Not far from Beam’s Clermont distillery is Four Roses’s aging houses, bottling operation and visitors center in Cox’s Creek. Its rickhouses are a leftover of its years under ownership of Seagrams, when the beverage giant used the site as a regional location for many of its brands in aging. (Four Roses’s actual distillery is in Lawrenceburg, Ky., about an hour away.)

Inside Bardstown proper is Heaven Hill, one of the many distilleries started after Prohibition’s repeal, and which boasts more than 1 million barrels aging in rick houses. It also has one of the finest visitors centers on the Bourbon Trail. About two miles away is Barton 1792 Distillery, started in 1879, but expanded and modernized operations post-Prohibition. It also is a massive distilling and warehousing operation. The historic Willett Distillery, located at the town’s edge (and within sight of Heaven Hill), is a boutique operation by comparison, but its whiskeys are highly coveted by drinkers and collectors.

According to Hibbs, there were 27 distilleries in the area in 1896 but just 12 in 1920 at the onset of Prohibition. When repealed in 1933, eight of those 12 reopened and were joined by three new ones. Of those 11 post-Prohibition distilleries, five remain today.

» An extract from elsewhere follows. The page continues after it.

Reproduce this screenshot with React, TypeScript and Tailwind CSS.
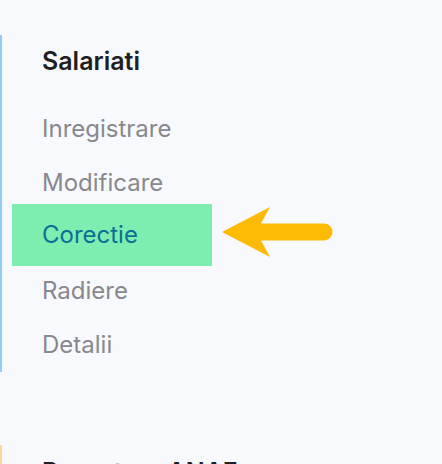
const items = ["Inregistrare", "Modificare", "Corectie", "Radiere", "Detalii"];

function Arrow() {
    return (
        <svg width="116" height="54" viewBox="0 0 116 54" className="ml-[8px] shrink-0 self-start">
            <path
                d="M2 28 L50 3 L41 19.5 L104 19.5 A8.5 8.5 0 0 1 104 36.5 L41 36.5 L50 53 Z"
                fill="#fbbb05"
            />
        </svg>
    );
}

export default function App() {
    return (
        <main
            className="h-[464px] w-[442px] overflow-hidden bg-[#f8f9fd]"
            style={{ fontFamily: "Inter, 'Noto Sans', sans-serif" }}
        >
            <div className="h-[35px]" />
            <section className="border-l-2 border-[#93cbfa] pl-[10px] pt-[10px]">
                <h2 className="mb-[25px] pl-[30px] text-[25px] leading-[32px] font-semibold text-[#1f1f23]">
                    Salariati
                </h2>
                <ul>
                    {items.map((item) =>
                        item === "Corectie" ? (
                            <li key={item} className="-mt-[6px] -mb-[2px] flex items-center">
                                <div className="flex h-[62px] w-[200px] items-center bg-[#7eedb0] pl-[30px] text-[24px] text-[#0b6f96]">
                                    {item}
                                </div>
                                <Arrow />
                            </li>
                        ) : (
                            <li
                                key={item}
                                className="flex h-[54px] items-center pl-[30px] text-[24px] text-[#88888d]"
                            >
                                {item}
                            </li>
                        ),
                    )}
                </ul>
            </section>
            <div className="h-[73px]" />
            <section className="border-l-2 border-[#ffd79a] pl-[10px] pt-[11px]">
                <h2 className="pl-[30px] text-[25px] leading-[32px] font-semibold text-[#1f1f23]">
                    Raportare ANAF
                </h2>
            </section>
        </main>
    );
}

“The generations of whiskey families, the Willetts, Beams, and Samuels, had a generations-long investment in the area and the industry,” says Hibbs. Indeed, many of these families still call Bardstown home, and it’s not uncommon to bump into them on the town’s streets and in its bars and restaurants.

Today bourbon tourism accounts for 68 percent of the total attraction attendance in Bardstown. Not surprisingly, that amber elixir is the top reason tourists give for visiting.

“Bourbon tourism is one of the biggest drivers of our tourism industry,” Pryzstal says. “It’s great to see the way the other businesses have embraced bourbon tourism. It infuses the culture of the community.”

Which is why Bardstown is the Bourbon Capital of the World.